Linux/LegoOS x86 Floating Point Unit¶

Version History

Date	Description
Jan 9, 2021	repolished after reading the why mmap is faster syscall post. Indeed, the difference is that mmap is using user-level AVX-aided memmove while kernel cannot. This reminded me of this post so I decided to move it to here.
Feb 22, 2018	Initial Version

This blog documents how kernel is dealing with x86 FPU at a high level.

FPU is heavily used by user level code, but not kernel. You may not use it directly, but glibc is using it all over the place, e.g. the strcmp, memcpy. x86 FPU is really a super complex technology designed by Intel. Of course its performance is good and also widely used, but the legacy compatible feature? Hmm, not so yummy.

Without Ingo Molnar’s x86 FPU code rewrite, there is no way for me to easily understand it. In 2019, the FPU code received another huge improvement (patch).

The current x86 FPU code is well-written. Even though I don’t understand some of the low-level code, I do enjoy reading it. The naming convention, the code organization, the file organization, the header files, it is a nice piece of art.

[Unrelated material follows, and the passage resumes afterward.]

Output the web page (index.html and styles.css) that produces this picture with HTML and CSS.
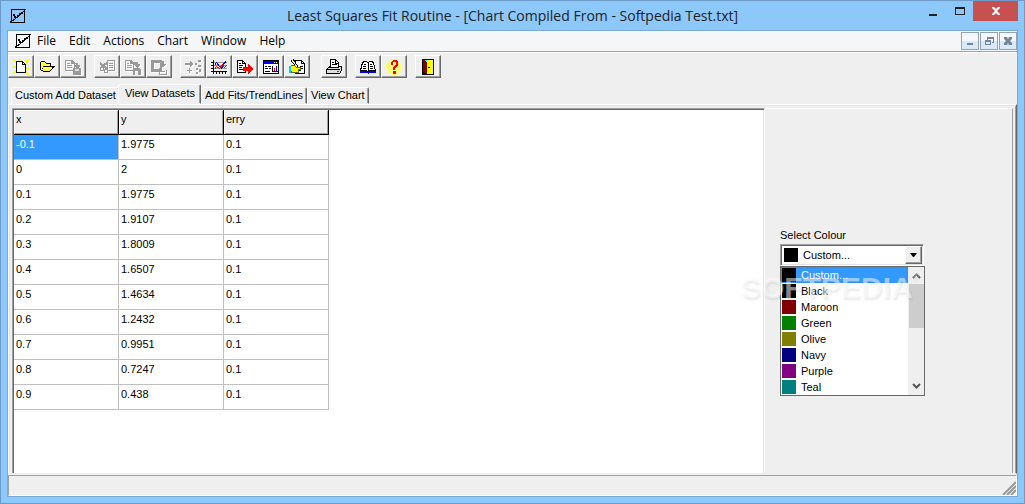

Below I will briefly list kernel subsystems that use FPU. My understanding is based on code before the 2019 FPU patch, so some facts may have changed already.

Boot¶

FPU detection and init happen during early boot. The struct fpu is a dynamically-sized structure. Its size depends on what features the underlying CPU support. Since struct fpu is part of struct task_struct, that implies task_struct is dynamically-sized as well (task_struct -> thread_struct -> fpu). The cpu_init() will also callback to init its local FPU.

Context Switch¶

FPU consists of a huge amount of registers. Each thread will have its own FPU context. However, the CPU itself will not save or restore any FPU registers automatically, it is software’s duty to save and restore FPU context properly. And FPU context/registers are saved into struct fpu.

Thus whenever we switch task, we also need to switch FPU context (note: not always, it is optional, kernel is using a lazy switching trick). Code:

__visible struct task_struct *
__switch_to(struct task_struct *prev_p, struct task_struct *next_p)
{
        ..
        fpu_switch = switch_fpu_prepare(prev_fpu, next_fpu, cpu);
        ..
        switch_fpu_finish(next_fpu, fpu_switch);
        ..
}

SYSCALL¶

fork() and clone(): When a new thread or process is created, the FPU context is copied from the calling thread.
execve(): during this syscall, the FPU context will be cleared.
exit(): When a thread exit, FPU will do cleanup based on whether eagerfpu or lazyfpu is used.

Exceptions¶

Like the device not available exception, which may be triggered if lazyfpu is used. The do_simd_exception() and do_coprocessor_error() are some math related exceptions.

Signal¶

Kernel needs to setup a sigframe for user level signal handlers. sigframe is a contiguous stack memory consists of the general purpose registers AND FPU registers. So signal handling part has to call back to FPU code to setup and copy the FPU registers to the in stack sigframe.

Signal handling is another beast.

Thoughts¶

Compatibility is a heavy thing to carry. But it is also a nice thing for marketing. No one can deny the success of Intel on its backward compatibility. Bad for low-level system developers.